I’m someone who’s able to finish things, to finish a record, and then stop and put it away, and say, “Okay that’s it, we’ve done that, we spent several days doing this, and now it’s done.” I guess I don’t have as much patience as some do for going back and tweaking, and tweaking, and tweaking things. Not that I’m right, but I guess maybe that comes from the early days, from the first records I made with Kramer producing. We were not given that option, so it’s like, “Ok, next, that’s done. Move on.” I like that.

DEAN WAREHAM RECOMMENDS

  1. I don’t read a lot of poetry but I keep a copy of John Betjeman’s Collected Poems on the bedside table and last year came across this documentary: Branch Line Railway from 1963, the year I was born, it follows Betjeman as he rhapsodizes about the English Railway system.

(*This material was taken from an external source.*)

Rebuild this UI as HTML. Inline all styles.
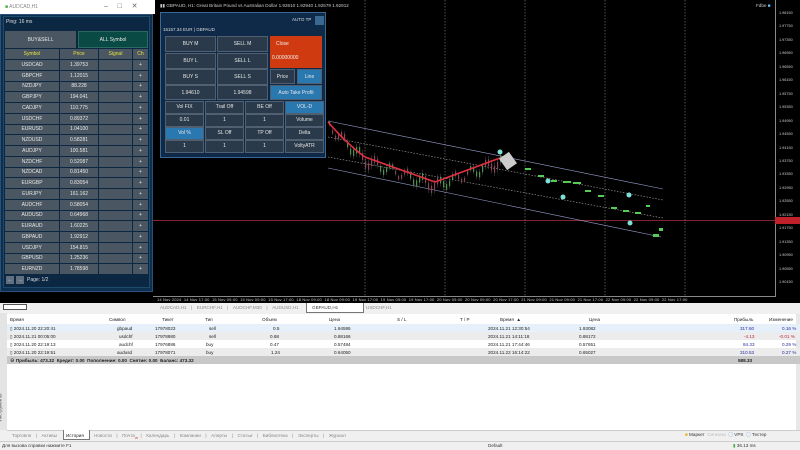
<!DOCTYPE html>
<html><head><meta charset="utf-8"><style>
*{margin:0;padding:0;box-sizing:border-box}
body{width:800px;height:450px;overflow:hidden;background:#f0f0f0;font-family:"Liberation Sans","Noto Sans CJK SC",sans-serif;position:relative}
.a{position:absolute}
.t{font-size:5px;white-space:nowrap}
.lp{background:#0b2742}
.c{position:absolute;display:flex;align-items:center;justify-content:center;font-size:5px;color:#e8e8e8;background:#4a5661;white-space:nowrap}
.tb{position:absolute;display:flex;align-items:center;justify-content:center;font-size:5px;color:#e6e6e6;background:#2a3a4a;border:1px solid #506070}
.row{position:absolute;left:0;width:796px;height:8px;font-size:4.6px;color:#222}
.row span{position:absolute;top:1.5px;white-space:nowrap}
</style></head><body>
<div class="a" style="left:153px;top:0;width:647px;height:303px;background:#000"></div>
<div class="a" style="left:0;top:290px;width:155px;height:13px;background:#000"></div>
<div class="a t" style="left:160px;top:3px;color:#ccc;font-size:4.6px">▮▮ GBPAUD, H1: Great Britain Pound vs Australian Dollar 1.92610 1.92940 1.92579 1.92912</div>
<div class="a t" style="left:756px;top:3px;color:#ccc;font-size:4.6px">Fdbe <span style="color:#6cf">■</span></div>
<div class="a" style="left:775px;top:0;width:1px;height:297px;background:#888"></div>
<div class="a" style="left:153px;top:296px;width:623px;height:1px;background:#888"></div>
<div id="pa"></div>
<svg class="a" style="left:153px;top:0" width="647" height="303">
<g stroke="#888" stroke-dasharray="1.5 1.5" stroke-width="0.6">
<line x1="212" y1="0" x2="212" y2="296"/><line x1="292" y1="0" x2="292" y2="296"/><line x1="372" y1="0" x2="372" y2="296"/><line x1="452" y1="0" x2="452" y2="296"/><line x1="532" y1="0" x2="532" y2="296"/>
</g>
<line x1="0" y1="220.5" x2="622" y2="220.5" stroke="#b03040" stroke-width="0.8"/>
<rect x="622" y="217" width="25" height="7" fill="#c0202a"/>
<g stroke="#9aa0d0" stroke-width="0.6" fill="none">
<line x1="175" y1="121" x2="510" y2="189"/><line x1="175" y1="168" x2="508" y2="237"/>
</g>
<g stroke="#aaa" stroke-width="0.6" stroke-dasharray="1.5 1.5">
<line x1="175" y1="137" x2="510" y2="200"/><line x1="175" y1="157" x2="510" y2="218"/>
</g>
<g id="cd"></g>
<path d="M175 122 Q195 145 212 157 L282 182 L347 158" stroke="#e03040" stroke-width="1.6" fill="none"/>
<g fill="#5c5">
<rect x="372" y="168" width="6" height="2"/><rect x="385" y="175" width="6" height="2"/><rect x="398" y="180" width="6" height="2"/><rect x="410" y="181" width="8" height="2"/><rect x="420" y="182" width="8" height="2"/><rect x="432" y="190" width="6" height="2"/><rect x="445" y="195" width="6" height="2"/><rect x="458" y="207" width="6" height="2"/><rect x="470" y="210" width="6" height="2"/><rect x="482" y="212" width="6" height="2"/><rect x="493" y="205" width="4" height="2"/><rect x="500" y="234" width="6" height="3"/><rect x="506" y="228" width="4" height="3"/>
</g>
<g fill="#7fe0d8"><circle cx="347" cy="152" r="2.5"/><circle cx="395" cy="181" r="2.5"/><circle cx="410" cy="197" r="2.5"/><circle cx="476" cy="195" r="2.5"/><circle cx="477" cy="223" r="2.5"/></g>
<rect x="349" y="154" width="12" height="14" fill="#ccc" transform="rotate(-35 355 161)"/>
</svg>
<div class="a t" style="left:157px;top:297px;color:#ccc;font-size:4px;letter-spacing:0.15px">14 Nov 2024 &nbsp;14 Nov 17:00 &nbsp;15 Nov 09:00 &nbsp;15 Nov 09:00 &nbsp;15 Nov 17:00 &nbsp;18 Nov 09:00 &nbsp;18 Nov 09:00 &nbsp;19 Nov 17:00 &nbsp;19 Nov 09:00 &nbsp;19 Nov 17:00 &nbsp;20 Nov 09:00 &nbsp;20 Nov 09:00 &nbsp;20 Nov 17:00 &nbsp;21 Nov 09:00 &nbsp;21 Nov 09:00 &nbsp;21 Nov 17:00 &nbsp;22 Nov 09:00 &nbsp;22 Nov 09:00 &nbsp;22 Nov 17:00</div>
<div class="a" style="left:0;top:0;width:155px;height:14px;background:#fff"></div>
<div class="a t" style="left:5px;top:4px;color:#888;font-size:5px"><span style="color:#4a4">■</span> AUDCAD,H1</div>
<div class="a t" style="left:104px;top:2px;color:#666;font-size:7px">–&nbsp;&nbsp;&nbsp;&nbsp;&nbsp;□&nbsp;&nbsp;&nbsp;&nbsp;&nbsp;✕</div>
<div class="a" style="left:0;top:14px;width:153px;height:278px;background:#0e3050;border:1px solid #2a5078"></div>
<div class="a lp" style="left:3px;top:16px;width:147px;height:272px;border:1px solid #1e4a6e"></div>
<div class="a t" style="left:6px;top:19px;color:#ddd">Ping: 16 ms</div>
<div class="c" style="left:5px;top:31px;width:71px;height:17px;font-size:5px">BUY&amp;SELL</div>
<div class="c" style="left:78px;top:31px;width:70px;height:17px;background:#0a4a44;border:1px solid #2a6a60">ALL Symbol</div>
<div id="lt"></div>
<div class="c" style="left:6px;top:276px;width:8px;height:8px;background:#607080">←</div>
<div class="c" style="left:16px;top:276px;width:8px;height:8px;background:#607080">→</div>
<div class="a t" style="left:27px;top:277px;color:#ddd">Page: 1/2</div>
<div class="a" style="left:160px;top:12px;width:166px;height:146px;background:#0e2a48;border:1px solid #3a6890"></div>
<div class="a t" style="left:292px;top:17px;color:#ddd;font-size:4.5px">AUTO TP</div>
<div class="a" style="left:315px;top:16px;width:9px;height:9px;background:#3a6890"></div>
<div class="a t" style="left:163px;top:27px;color:#ddd;font-size:4.5px">16157.34 EUR | GBPAUD</div>
<div id="tp"></div>
<div class="a" style="left:0;top:303px;width:800px;height:10px;background:#f0f0f0"></div>
<div class="a" style="left:3px;top:304px;width:24px;height:6px;background:#fff;border:1px solid #555"></div>
<div class="a t" style="left:160px;top:305px;color:#888;font-size:4.6px;word-spacing:1px">AUDCAD,H1 &nbsp;| &nbsp;EURCHF,H1 &nbsp;| &nbsp;AUDCHF,M30 &nbsp;| &nbsp;AUDUSD,H1</div>
<div class="a" style="left:306px;top:303px;width:58px;height:10px;background:#fff;border:1px solid #777;border-top:none"></div>
<div class="a t" style="left:312px;top:305px;color:#444;font-size:4.6px">GBPAUD,H1</div>
<div class="a t" style="left:366px;top:305px;color:#888;font-size:4.6px">USDCHF,H1</div>
<div class="a" style="left:0;top:313px;width:7px;height:117px;background:#e4e4e4"></div>
<div class="a t" style="left:-14px;top:405px;transform:rotate(-90deg);color:#555;font-size:4.5px">Инструменты</div>
<div class="a" style="left:7px;top:314px;width:789px;height:116px;background:#fff"></div>
<div class="a" style="left:796px;top:314px;width:4px;height:116px;background:#e8e8e8"></div>
<div class="a" style="left:7px;top:314px;width:789px;height:116px">
<div class="row" style="top:1px"><span style="left:3px">Время</span><span style="left:102px">Символ</span><span style="left:155px">Тикет</span><span style="left:198px">Тип</span><span style="left:255px">Объем</span><span style="left:322px">Цена</span><span style="left:390px">S / L</span><span style="left:453px">T / P</span><span style="left:493px">Время &nbsp;▲</span><span style="left:582px">Цена</span><span style="left:727px">Прибыль</span><span style="left:762px">Изменение</span></div>
<div class="row" style="top:10px;background:#e6f0fa"><span style="left:3px">▯ 2024.11.20 22:20:41</span><span style="left:110px">gbpaud</span><span style="left:148px">17978023</span><span style="left:202px">sell</span><span style="left:266px">0.5</span><span style="left:327px">1.94595</span><span style="left:481px">2024.11.21 12:30:54</span><span style="left:572px">1.93082</span><span style="left:733px;color:#2a2aa0">317.60</span><span style="left:775px;color:#2a2aa0">0.16 %</span></div>
<div class="row" style="top:18px;background:#ececec"><span style="left:3px">▯ 2024.11.21 00:05:00</span><span style="left:112px">usdchf</span><span style="left:148px">17978980</span><span style="left:202px">sell</span><span style="left:263px">0.68</span><span style="left:327px">0.88166</span><span style="left:481px">2024.11.21 14:11:18</span><span style="left:572px">0.88172</span><span style="left:737px;color:#c02040">-4.13</span><span style="left:772px;color:#c02040">-0.01 %</span></div>
<div class="row" style="top:26px"><span style="left:3px">▯ 2024.11.20 22:19:13</span><span style="left:112px">audchf</span><span style="left:148px">17976886</span><span style="left:199px">buy</span><span style="left:263px">0.47</span><span style="left:327px">0.57484</span><span style="left:481px">2024.11.21 17:44:46</span><span style="left:572px">0.57651</span><span style="left:736px;color:#2a2aa0">84.33</span><span style="left:775px;color:#2a2aa0">0.29 %</span></div>
<div class="row" style="top:34px;background:#ececec"><span style="left:3px">▯ 2024.11.20 22:19:51</span><span style="left:110px">audusd</span><span style="left:148px">17978071</span><span style="left:199px">buy</span><span style="left:264px">1.24</span><span style="left:327px">0.64050</span><span style="left:481px">2024.11.22 16:14:22</span><span style="left:572px">0.65027</span><span style="left:733px;color:#2a2aa0">310.53</span><span style="left:775px;color:#2a2aa0">0.27 %</span></div>
<div class="row" style="top:42px;background:#c8c8c8;font-weight:bold"><span style="left:3px">⊖ Прибыль: 473.32 &nbsp;Кредит: 0.00 &nbsp;Пополнение: 0.00 &nbsp;Снятие: 0.00 &nbsp;Баланс: 473.32</span><span style="left:731px">588.33</span></div>
</div>
<div class="a" style="left:7px;top:430px;width:793px;height:11px;background:#f0f0f0;border-top:1px solid #ccc"></div>
<div class="a t" style="left:12px;top:433px;color:#888;font-size:4.6px;word-spacing:1px">Торговля &nbsp;| &nbsp;Активы</div>
<div class="a" style="left:63px;top:430px;width:27px;height:10px;background:#fff;border:1px solid #777;border-top:none"></div>
<div class="a t" style="left:66px;top:433px;color:#222;font-size:4.6px">История</div>
<div class="a t" style="left:94px;top:433px;color:#888;font-size:4.6px;word-spacing:1px">Новости &nbsp;| &nbsp;Почта<sub style="color:#c33;font-size:3px">25</sub> | &nbsp;Календарь &nbsp;| &nbsp;Компании &nbsp;| &nbsp;Алерты &nbsp;| &nbsp;Статьи &nbsp;| &nbsp;Библиотека &nbsp;| &nbsp;Эксперты &nbsp;| &nbsp;Журнал</div>
<div class="a t" style="left:685px;top:432px;color:#333;font-size:4.6px"><span style="color:#e0b020">■</span> Маркет &nbsp;<span style="color:#bbb">Сигналы</span> &nbsp;<span style="color:#3a7ad0">◯</span> VPS &nbsp;<span style="color:#3a7ad0">◯</span> Тестер</div>
<div class="a" style="left:0;top:441px;width:800px;height:9px;background:#f0f0f0;border-top:1px solid #ccc"></div>
<div class="a t" style="left:2px;top:443px;color:#333;font-size:4.6px">Для вызова справки нажмите F1</div>
<div class="a t" style="left:488px;top:443px;color:#333;font-size:4.6px">Default</div>
<div class="a t" style="left:733px;top:443px;color:#333;font-size:4.6px"><span style="color:#4a4">▮</span> 36.13 ms</div>
<script>
var s="";
for(var i=0;i<21;i++){var v=(1.98150-i*0.0040).toFixed(5);s+='<div class="a t" style="left:779px;top:'+(11+i*13.45)+'px;color:#ccc;font-size:3.8px">'+v+'</div>'}
document.getElementById('pa').innerHTML=s;
// candles along curve
var c="";
function cy(x){if(x<212)return 122+(x-175)*35/37; if(x<282)return 157+(x-212)*25/70; return 182-(x-282)*24/65;}
for(var x=176;x<348;x+=3){var y=cy(x)+Math.sin(x*1.7)*5+4;var h=3+Math.abs(Math.sin(x))*4;var col=(Math.sin(x*2.3)>0)?"#4a4":"#a03050";c+='<rect x="'+x+'" y="'+(y-h/2)+'" width="1.2" height="'+h+'" fill="'+col+'"/><line x1="'+(x+0.6)+'" y1="'+(y-h)+'" x2="'+(x+0.6)+'" y2="'+(y+h)+'" stroke="#666" stroke-width="0.4"/>'}
document.getElementById('cd').innerHTML=c;
var rows=[["USDCAD","1.39753"],["GBPCHF","1.12015"],["NZDJPY","88.228"],["GBPJPY","194.041"],["CADJPY","110.775"],["USDCHF","0.89372"],["EURUSD","1.04100"],["NZDUSD","0.58281"],["AUDJPY","100.581"],["NZDCHF","0.52087"],["NZDCAD","0.81450"],["EURGBP","0.83054"],["EURJPY","161.162"],["AUDCHF","0.58054"],["AUDUSD","0.64968"],["EURAUD","1.60225"],["GBPAUD","1.92912"],["USDJPY","154.815"],["GBPUSD","1.25236"],["EURNZD","1.78598"]];
var cx=[[5,54],[60,38],[99,33],[133,15]];
s="";var h=["Symbol","Price","Signal","Ch"];
for(var j=0;j<4;j++)s+='<div class="c" style="left:'+cx[j][0]+'px;top:49px;width:'+cx[j][1]+'px;height:10px;color:#e8e040">'+h[j]+'</div>';
for(var i=0;i<20;i++){var y=60+i*10.75;var d=[rows[i][0],rows[i][1],"","+"];for(var j=0;j<4;j++)s+='<div class="c" style="left:'+cx[j][0]+'px;top:'+y+'px;width:'+cx[j][1]+'px;height:9.8px">'+d[j]+'</div>'}
document.getElementById('lt').innerHTML=s;
s="";
function b(x,y,w,hh,t,bg){s+='<div class="tb" style="left:'+x+'px;top:'+y+'px;width:'+w+'px;height:'+hh+'px'+(bg?';background:'+bg:'')+'">'+t+'</div>'}
b(165,36,51,16,"BUY M");b(217,36,51,16,"SELL M");b(165,53,51,16,"BUY L");b(217,53,51,16,"SELL L");b(165,69,51,16,"BUY S");b(217,69,51,16,"SELL S");b(165,85,51,15,"1.94610");b(217,85,51,15,"1.94598");
s+='<div class="a" style="left:270px;top:36px;width:52px;height:32px;background:#d03a10"><div class="a t" style="left:6px;top:5px;color:#eee">Close</div><div class="a t" style="left:2px;top:19px;color:#eee">0.00000000</div></div>';
b(270,69,25,15,"Price");b(297,69,25,15,"Line","#2a78b0");b(270,85,52,15,"Auto Take Profit","#2a78b0");
var g=[["Vol FIX","Trail Off","BE Off","VOL-D"],["0.01","1","1","Volume"],["Vol %","SL Off","TP Off","Delta"],["1","1","1","VoltyATR"]];
var gx=[165,205,245,285];
for(var r=0;r<4;r++)for(var q=0;q<4;q++){var bg=(r==0&&q==3)||(r==2&&q==0)?"#2a78b0":"";b(gx[q],101+r*13,39,12.5,g[r][q],bg)}
document.getElementById('tp').innerHTML=s;
</script>
</body></html>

  2. Brian Calvin’s paintings are hard to look away from. He had a show at the Anton Kern gallery in New York last September. Apparently we met at Galaxie 500’s show at Kennel Club in San Francisco in 1990.

  3. The ignorance and noise all around us is depressing, especially when it comes to American foreign policy. A good corrective would be Eric Hobsbawm’s The Age of Extremes: A History of the World, 1914-1991—eye-opening history of the short 20th century from the late great British Marxist historian.

  4. The Trypes: I saw this band at Danceteria in the mid-‘80s. The Trypes contained several members of the Feelies, they recorded a lone EP in 1984 but 30 years later an expanded collection Music For Neighbors was released.

  5. I recently played a show with Nashville-born guitarist William Tyler and have since spent a lot of time listening to his deftly titled instrumental album, Modern Country.